Begun as a project to create exemplar materials for P7 profiles, the work at Windygoul has achieved much more, says Mrs MacKenzie. "There's the effect on learning and teaching. There is children having a voice, understanding their learning, and being involved in their own assessment.

"It has all had a much wider impact than we expected - and it will develop and grow as time goes on."

- Profiling on the National Assessment Resource: tinyurl.combs88zw4 (Glow login required).

- David Gilmour: @dgilmour


Jack: "At first I thought, `Oh no, this is going to be really hard.' Then they showed us a lot of it was already there and we just had to insert posts and do our profile. Mrs Johnson gave us questions to answer and we learned how to put up media and images, like screen-shots, to show our learning. It was a lot easier than I thought."

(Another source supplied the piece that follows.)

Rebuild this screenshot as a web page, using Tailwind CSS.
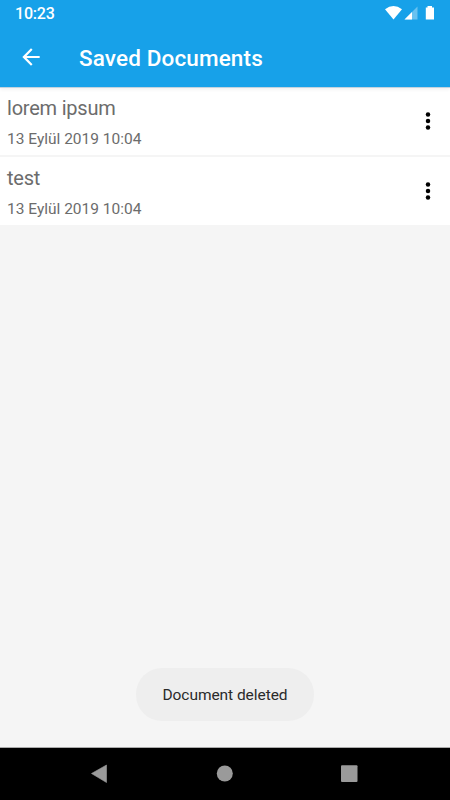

Tiegan: "Most of the class thought making a blog would be hard - like a white page with nothing on it. But you start by answering one of the questions, then the others give you little prompts to keep you going. The word-bank made it easier and we got a scanner a few weeks ago, so now we can scan our work as evidence."

Kirsty: "I found it easy from the start. I like writing. But adding hyperlinks and media to our blog posts was different from anything I'd done. Like when we did a Second World War post we added a hyperlink to the Secret Bunker (pictured) website in Fife, which we visited. It's nice to be able to do that."

Log in or register for FREE to continue reading.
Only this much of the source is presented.